Homecoming has become a longstanding tradition for High Schools across the United States. It often is built around a football game and includes a dance or rally. But why is it celebrated?
Homecoming originally comes from college football games where the school alumni are ‘invited home’. Football would be the center of attention, with a rally or dance to build up hype and get the student body more interactive.
Baylor University, Northern Illinois University, and the University of Missouri are believed to have held the first homecomings, with nobody being able to verify that they hosted the first. The University of Missouri has set the standard model of what homecoming is today.
Mrs. Meade of Davis High School says that the faculty lunch-in where previous faculty and alumni are invited back is the best part, but what is the biggest event at homecoming?
“The football game should be the biggest thing, the dance does overshadow just a little bit, but the game should be the central focus. I do love that all of the alumni come back to that game.” Says Meade.
Meade also says that she “love(s) the atmosphere and the unity” during the week. This of course revolves around the game at the end of the week, but the dance seems to be making a larger influence now.
“I think the dance can sometimes overshadow the football game due to the amount of planning that must go into a dance from finding a group, getting the day date and dinner planned, then getting a good outfit put together, and finally going to the actual dance” says Davis High student Ashton Bond.

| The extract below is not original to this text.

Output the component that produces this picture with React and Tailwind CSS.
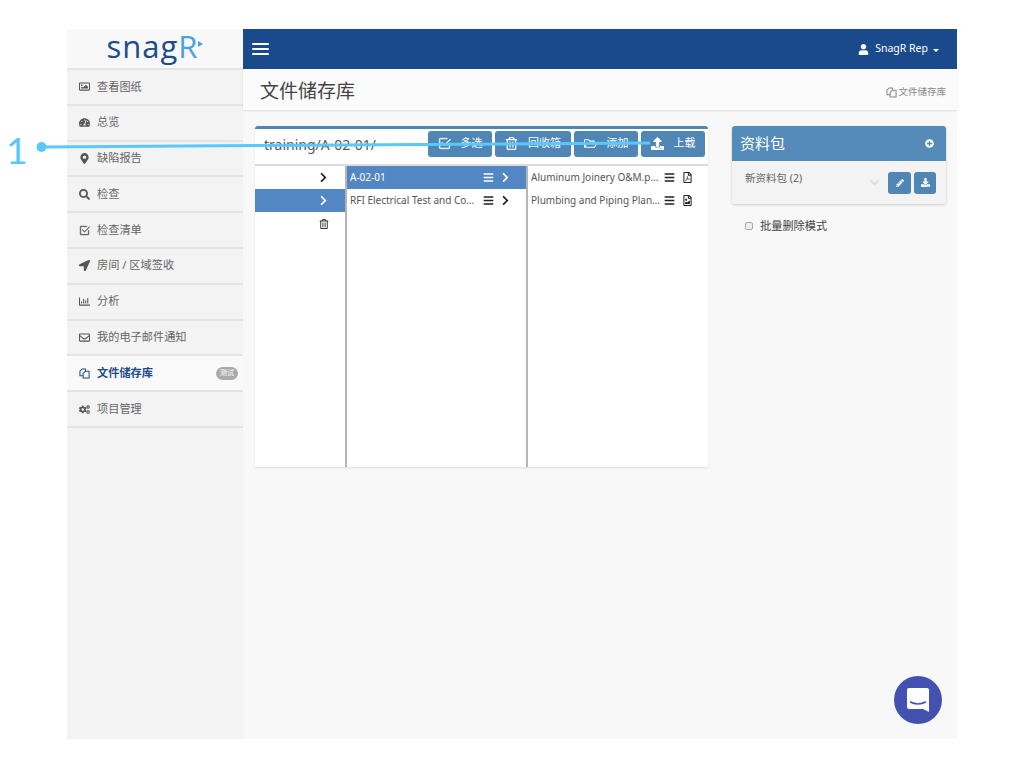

Homecoming and Prom are different, but the gap between is shrinking and the importance of the homecoming dance is growing. This may be because a dance is able to attract a more diverse population of students over the football game.
Meade states, “The football game is typically the biggest event, but the dance does sometimes rival it and that’s too bad.”
Bond also says, “If the football game is not the center of attention it is bad. It not being the center of attention can upset the football players which seem to almost mediate the whole homecoming dance.”
It is unfortunate to see the original traditions of the event being challenged in the way seen today, but regardless, homecoming has rooted itself in the hearts of high schools across America and it is here to stay.